Jal Jeevan Mission — Revision Notes
⚡ 30-Second Revision
- JJM launched 2019, target: Har Ghar Jal by 2024
- Total outlay: ₹3.60 lakh crore (Center: ₹2.08 LC, States: ₹1.52 LC)
- Funding: 90:10 (Himalayan/NE), 50:50 (others), 100:0 (UTs)
- Standard: 55 LPCD through FHTC to 19.2 crore households
- VWSCs: 50% women representation, community-driven
- Key features: Quality monitoring, source sustainability, greywater management
- Constitutional basis: Article 21 (right to life), Article 47 (nutrition/living standards)

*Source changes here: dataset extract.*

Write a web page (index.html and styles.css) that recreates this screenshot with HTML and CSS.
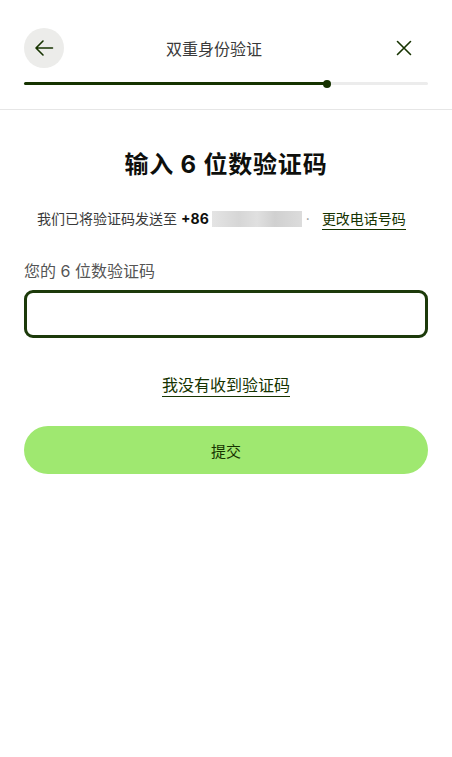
FILE: index.html
```html
<!DOCTYPE html>
<html lang="zh">
<head>
<meta charset="utf-8">
<link rel="stylesheet" href="styles.css">
</head>
<body>
<div class="page">
  <header class="top">
    <div class="toprow">
      <button class="back" aria-label="返回">
        <svg width="24" height="24" viewBox="0 0 24 24" fill="none" stroke="#163300" stroke-width="1.6" stroke-linecap="round" stroke-linejoin="round"><path d="M20.5 12H4.5M11 5l-7 7 7 7"/></svg>
      </button>
      <div class="title">双重身份验证</div>
      <button class="close" aria-label="关闭">
        <svg width="16" height="16" viewBox="0 0 16 16" fill="none" stroke="#163300" stroke-width="1.6" stroke-linecap="round"><path d="M1.5 1.5l13 13M14.5 1.5l-13 13"/></svg>
      </button>
    </div>
    <div class="progress">
      <div class="fill"></div>
      <div class="dot"></div>
    </div>
  </header>
  <main class="content">
    <h1 class="heading">输入 6 位数验证码</h1>
    <p class="sent">我们已将验证码发送至 <b>+86</b><span class="blur"></span><span class="sep">·</span><a class="link" href="#">更改电话号码</a></p>
    <label class="label">您的 6 位数验证码</label>
    <div class="input"></div>
    <div class="resend"><a class="link big" href="#">我没有收到验证码</a></div>
    <button class="submit">提交</button>
  </main>
</div>
</body>
</html>
```
FILE: styles.css
```css
* { box-sizing: border-box; }
html, body { margin: 0; padding: 0; background: #fff; }
body {
  font-family: "Inter", "Noto Sans CJK SC", sans-serif;
  color: #0e0f0c;
}
.page { width: 452px; min-height: 757px; background: #fff; }
.top {
  padding: 28px 24px 0;
  border-bottom: 1px solid #e6e6e6;
  height: 110px;
}
.toprow {
  display: flex;
  align-items: center;
  justify-content: space-between;
  height: 40px;
}
.back {
  width: 40px; height: 40px;
  border-radius: 50%;
  border: 0;
  background: #ececea;
  display: flex; align-items: center; justify-content: center;
  padding: 0;
}
.close {
  width: 40px; height: 40px;
  border: 0; background: transparent;
  display: flex; align-items: center; justify-content: flex-end;
  padding: 0 16px 0 0;
}
.title {
  font-size: 16px;
  color: #3a3a3a;
  margin-right: 24px;
}
.progress {
  margin-top: 14px;
  position: relative;
  height: 3px;
  background: #ececec;
  border-radius: 2px;
}
.fill {
  width: 303px;
  height: 3px;
  background: #163300;
  border-radius: 2px;
}
.dot {
  position: absolute;
  left: 299px;
  top: -2.5px;
  width: 8px; height: 8px;
  border-radius: 50%;
  background: #163300;
}
.content {
  padding: 0 24px;
  display: flex;
  flex-direction: column;
}
.heading {
  margin: 38px 0 0;
  text-align: center;
  font-size: 24px;
  font-weight: 700;
  line-height: 34px;
  letter-spacing: 0.8px;
}
.sent {
  margin: 26px 0 0;
  padding-right: 9px;
  text-align: center;
  font-size: 14px;
  line-height: 22px;
  color: #3a3a3a;
  display: flex;
  align-items: center;
  justify-content: center;
}
.sent b { color: #0e0f0c; margin-left: 4px; font-weight: 700; }
.blur {
  display: inline-block;
  width: 90px; height: 16px;
  margin-left: 3px;
  background: linear-gradient(90deg, #e4e4e4, #d6d6d6 30%, #e0e0e0 50%, #d0d0d0 70%, #dcdcdc);
}
.sep { margin: 0 12px 0 4px; color: #999; }
.link {
  color: #163300;
  text-decoration: none;
  border-bottom: 1.5px solid #163300;
  line-height: 20px;
}
.label {
  margin-top: 30px;
  font-size: 16px;
  color: #555;
  line-height: 22px;
}
.input {
  margin-top: 8px;
  height: 48px;
  border: 3px solid #1c3a0a;
  border-radius: 9px;
}
.resend {
  margin-top: 36px;
  text-align: center;
}
.link.big { font-size: 16px; line-height: 22px; padding-bottom: 1px; }
.submit {
  margin-top: 30px;
  height: 48px;
  border: 0;
  border-radius: 24px;
  background: #9fe870;
  color: #163300;
  font-family: inherit;
  font-size: 15px;
}
```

- Integration: SBM, MGNREGA, rural development schemes
2-Minute Revision
Jal Jeevan Mission (2019) aims to provide 'Har Ghar Jal' - individual household tap connections to all 19.2 crore rural households by 2024. Total outlay ₹3.60 lakh crore with differentiated center-state funding: 90:10 for Himalayan/NE states, 50:50 for others, 100% central for UTs.
Key paradigm shift from community sources (NRDWP) to household connections providing 55 LPCD. Implementation through Village Water and Sanitation Committees (VWSCs) with mandatory 50% women representation, democratizing water governance.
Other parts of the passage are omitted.